Your brisket is done when it’s “probe-tender,” not just when it hits a specific temperature. While 203°F is a common target, some briskets are ready at 195°F and others need 210°F.

Insert a probe thermometer into the thickest part of the flat. It should slide in with very little resistance, like putting it into warm butter. This tenderness indicates collagen has broken down, creating that melt-in-your-mouth texture.

The Crucial Resting Period

Do not skip this step! Resting your brisket is as important as the cook itself. Once it’s probe-tender, remove it from the grill and keep it wrapped.

Let it rest for at least 2-4 hours, or even longer. This allows the internal temperature to slowly drop, redistributing the juices throughout the meat. Cutting it too soon will result in dry, less flavorful slices. Many experts say this is where good brisket becomes great (Meathead Goldwyn, AmazingRibs.com).

Slicing Your Masterpiece

After a proper rest, it’s time to slice. Always slice against the grain. The grain of the flat and the point runs in different directions, so you’ll need to separate them.

Slicing against the grain shortens the muscle fibers, making each bite more tender. Aim for pencil-thick slices from the flat. The point is often shredded or chopped for burnt ends.

Common Brisket Mistakes to Avoid

One frequent mistake is cooking at too high a temperature, which dries out the meat. Another is not resting the brisket long enough. Many home cooks also cut against the grain incorrectly, leading to tough pieces.
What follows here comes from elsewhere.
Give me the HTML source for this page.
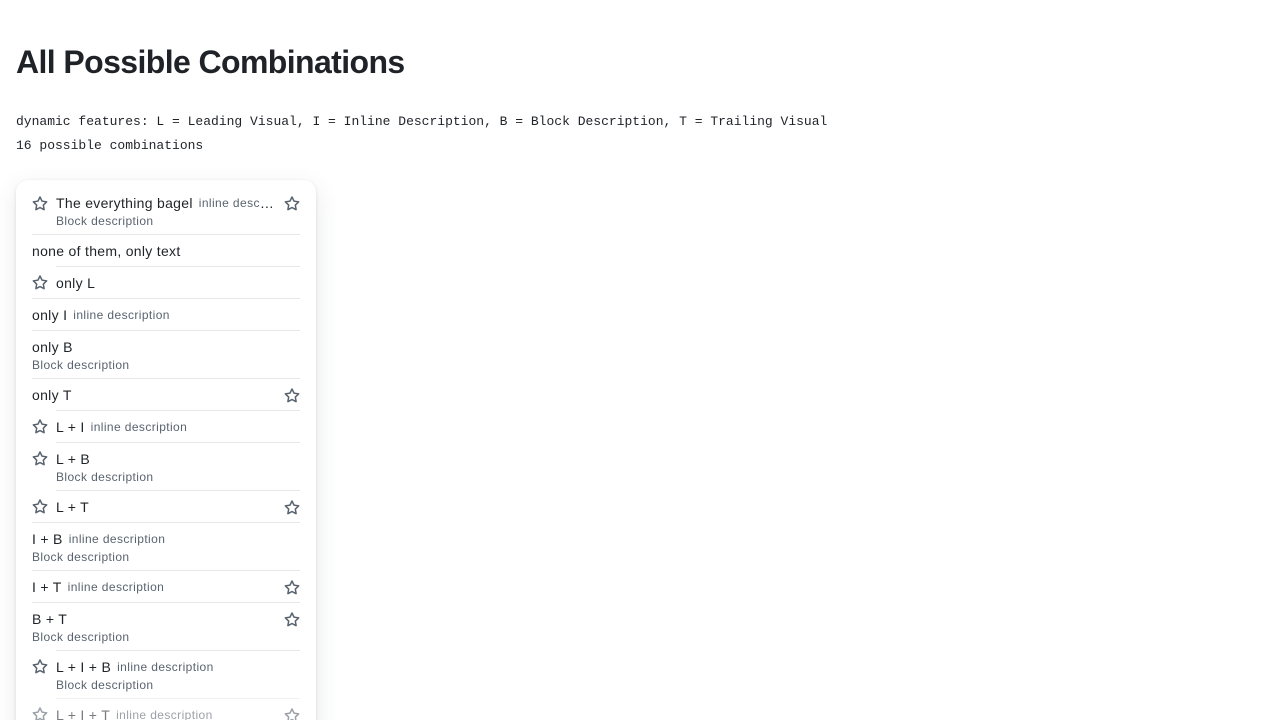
<!DOCTYPE html>
<html style="overflow:hidden;height:720px"><head><meta charset="utf-8"><style>
body{margin:0;background:#fff;font-family:"Liberation Sans",sans-serif;color:#1f2328;width:1280px;height:720px;overflow:hidden;position:relative}
h1{position:absolute;left:16px;top:42px;margin:0;font-size:32px;font-weight:700;letter-spacing:-0.6px;line-height:40px}
.m{position:absolute;left:16px;font-family:"Liberation Mono",monospace;font-size:13px;line-height:16px}
.card{position:absolute;left:16px;top:180px;width:300px;height:560px;border-radius:12px;background:#fff;box-shadow:0 1px 3px rgba(31,35,40,.12),0 8px 24px rgba(66,74,83,.12);padding-top:7px;box-sizing:border-box;overflow:hidden}
.it{display:flex;padding:0 16px}
.lv{width:24px;flex:none;padding-top:9px}
.c{flex:1;border-top:1px solid #e5e8eb;padding:6px 0 5px;display:flex;min-width:0}
.it:first-child .c{border-top:none}
.tx{flex:1;min-width:0}
.l1{font-size:14px;line-height:20px;height:20px;white-space:nowrap;overflow:hidden;text-overflow:ellipsis;letter-spacing:.3px}
.i{font-size:12px;color:#59636e;margin-left:6px;letter-spacing:.4px;vertical-align:top;line-height:21px}
.b{font-size:12px;line-height:16px;height:16px;color:#59636e;letter-spacing:.4px}
.tv{width:16px;flex:none;margin-left:8px;padding-top:3px}
svg{display:block;fill:#59636e}
</style></head><body>
<h1>All Possible Combinations</h1>
<div class="m" style="top:114px">dynamic features: L = Leading Visual, I = Inline Description, B = Block Description, T = Trailing Visual</div>
<div class="m" style="top:138px">16 possible combinations</div>
<svg width="0" height="0" style="position:absolute"><defs><symbol id="s" viewBox="0 0 16 16"><path d="M8 .25a.75.75 0 0 1 .673.418l1.882 3.815 4.21.612a.75.75 0 0 1 .416 1.279l-3.046 2.970.719 4.192a.751.751 0 0 1-1.088.791L8 12.347l-3.766 1.980a.75.75 0 0 1-1.088-.79l.72-4.194L.818 6.374a.75.75 0 0 1 .416-1.280l4.21-.611L7.327.668A.75.75 0 0 1 8 .25Zm0 2.445L6.615 5.5a.75.75 0 0 1-.564.41l-3.097.45 2.240 2.184a.75.75 0 0 1 .216.664l-.528 3.084 2.769-1.456a.75.75 0 0 1 .698 0l2.770 1.456-.53-3.084a.75.75 0 0 1 .216-.664l2.240-2.183-3.096-.45a.75.75 0 0 1-.564-.41L8 2.694Z"/></symbol></defs></svg>
<div class="card">
<div class="it"><div class="lv"><svg width="16" height="16"><use href="#s"/></svg></div><div class="c"><div class="tx"><div class="l1">The everything bagel<span class="i">inline description</span></div><div class="b">Block description</div></div><div class="tv"><svg width="16" height="16"><use href="#s"/></svg></div></div></div>
<div class="it"><div class="c"><div class="tx"><div class="l1">none of them, only text</div></div></div></div>
<div class="it"><div class="lv"><svg width="16" height="16"><use href="#s"/></svg></div><div class="c"><div class="tx"><div class="l1">only L</div></div></div></div>
<div class="it"><div class="c"><div class="tx"><div class="l1">only I<span class="i">inline description</span></div></div></div></div>
<div class="it"><div class="c"><div class="tx"><div class="l1">only B</div><div class="b">Block description</div></div></div></div>
<div class="it"><div class="c"><div class="tx"><div class="l1">only T</div></div><div class="tv"><svg width="16" height="16"><use href="#s"/></svg></div></div></div>
<div class="it"><div class="lv"><svg width="16" height="16"><use href="#s"/></svg></div><div class="c"><div class="tx"><div class="l1">L + I<span class="i">inline description</span></div></div></div></div>
<div class="it"><div class="lv"><svg width="16" height="16"><use href="#s"/></svg></div><div class="c"><div class="tx"><div class="l1">L + B</div><div class="b">Block description</div></div></div></div>
<div class="it"><div class="lv"><svg width="16" height="16"><use href="#s"/></svg></div><div class="c"><div class="tx"><div class="l1">L + T</div></div><div class="tv"><svg width="16" height="16"><use href="#s"/></svg></div></div></div>
<div class="it"><div class="c"><div class="tx"><div class="l1">I + B<span class="i">inline description</span></div><div class="b">Block description</div></div></div></div>
<div class="it"><div class="c"><div class="tx"><div class="l1">I + T<span class="i">inline description</span></div></div><div class="tv"><svg width="16" height="16"><use href="#s"/></svg></div></div></div>
<div class="it"><div class="c"><div class="tx"><div class="l1">B + T</div><div class="b">Block description</div></div><div class="tv"><svg width="16" height="16"><use href="#s"/></svg></div></div></div>
<div class="it"><div class="lv"><svg width="16" height="16"><use href="#s"/></svg></div><div class="c"><div class="tx"><div class="l1">L + I + B<span class="i">inline description</span></div><div class="b">Block description</div></div></div></div>
<div class="it" style="opacity:.6"><div class="lv"><svg width="16" height="16"><use href="#s"/></svg></div><div class="c"><div class="tx"><div class="l1">L + I + T<span class="i">inline description</span></div></div><div class="tv"><svg width="16" height="16"><use href="#s"/></svg></div></div></div>
</div>
</body></html>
Don’t rush the process. Brisket takes time and patience. We found that understanding each stage helps prevent common missteps.

Conclusion

Cooking a flavorful, tender brisket on your pellet grill is a rewarding experience that anyone can master with patience and attention to detail. By selecting the right cut, trimming it well, seasoning generously, and following the low and slow method with a crucial rest, you’ll produce impressive results.

Remember, the journey from raw brisket to a smoky, juicy masterpiece is a process. Enjoy the cook, trust your thermometer, and savor every delicious bite of your pellet-smoked brisket. You truly can achieve barbecue greatness right in your backyard.

How long does it take to cook a 10-pound brisket on a pellet grill?

A 10-pound brisket on a pellet grill, cooked at 225-250°F, can take anywhere from 10 to 15 hours. The exact time varies based on the brisket’s thickness, fat content, and how consistently your grill maintains temperature. Always cook to tenderness, not just a strict timeline.

Should I spritz my brisket while it’s cooking?

Spritzing your brisket is optional but can help keep the surface moist and promote bark development during the initial unwrapped phase. Common spritz liquids include apple cider vinegar, beef broth, or a mix of both. Stop spritzing once you wrap the brisket.

What is the best type of wood pellet for brisket?

For brisket, many pitmasters prefer strong, savory wood flavors. Hickory, oak, and pecan pellets are excellent choices that provide a robust smoke profile that pairs well with beef. Blends specifically designed for beef are also popular and can offer a balanced flavor.

Can I cook brisket overnight on a pellet grill?

Yes, cooking brisket overnight on a pellet grill is a popular and effective method. The consistent temperature control of a pellet grill makes it ideal for long, unsupervised cooks. Just ensure your hopper is full of pellets and your internal thermometer is set to alert you if temperatures fluctuate too much.

How do I know if my brisket is truly probe-tender?

To check for probe tenderness, insert a clean, thin-probe thermometer into various parts of the brisket, especially the flat. If it slides in with minimal resistance, feeling like “warm butter” or “peanut butter,” your brisket is tender. Don’t rely solely on temperature, as tenderness is the ultimate indicator of doneness.